The University people received most gratefully the gift of Mr. Carpenter, looking with tender, not fault-finding, eyes, on the sad face of their great deliverer, and on the faces of his great associates. Since the original painting has hung in its place in the Capitol, I have been to see it, and trying to forget what all others have said, have made up my own humble estimate. I think it has merits of which the common people are perhaps the best judges. It has an air of rigid and homely fidelity, in its inception and execution, and in the portraits of that remarkable group, in all details of the picture. The fact that it was painted under the eye of Lincoln and his counselors, that the real costumes however commonplace, the customary attitudes, however ungraceful, of the men, all the actual accessories of the scene, were faithfully copied and preserved, certainly gives to it an exceptional value.
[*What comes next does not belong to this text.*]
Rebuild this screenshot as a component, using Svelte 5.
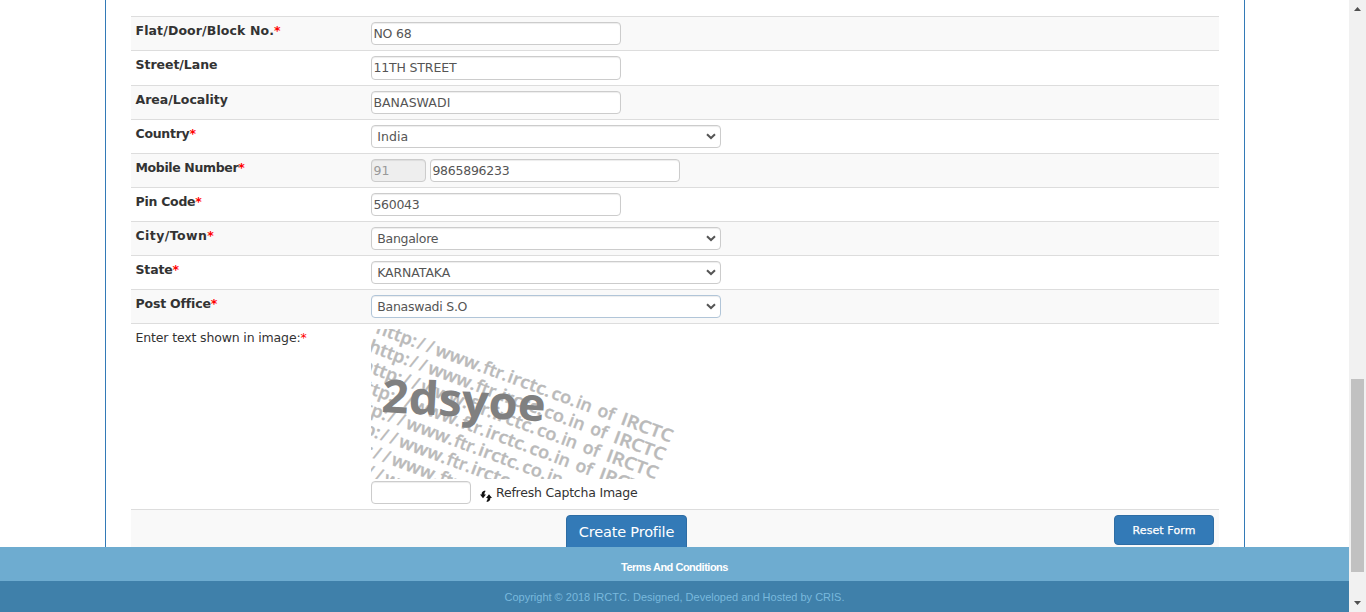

The portraits are unquestionable likeness – that of Lincoln as his saddest, wannest, and weariest perhaps, but good, very good, as Lincoln portraits go; that of Seward is better; that of Stanton best. I do not like the color of some of the faces, and for that reason prefer the engraving to the painting. Mr. Carpenter was an absolute devout of Abraham Lincoln, and painted this picture in a most loving and loyal sprit. I think all that can be seen in his work, and, perhaps, it is not the worst atmosphere a picture of the kind can have. I have noticed that the painting has been much more severely criticized now that it has come to us as a gift than it was some four years ago when it was exhibited here and we understood that Government was negotiating for its purchase. I may be wrong, but I attribute much of this ungracious and harsh criticism to the change of feeling toward our sometimes foes, and a greater change of feeling toward our sometimes allies – toward both people conquered and the people emancipated by the means of that important aggressive document in the hand of that central figure of that picture – a light weapon, lightly held, but of 40-thunderbolt power.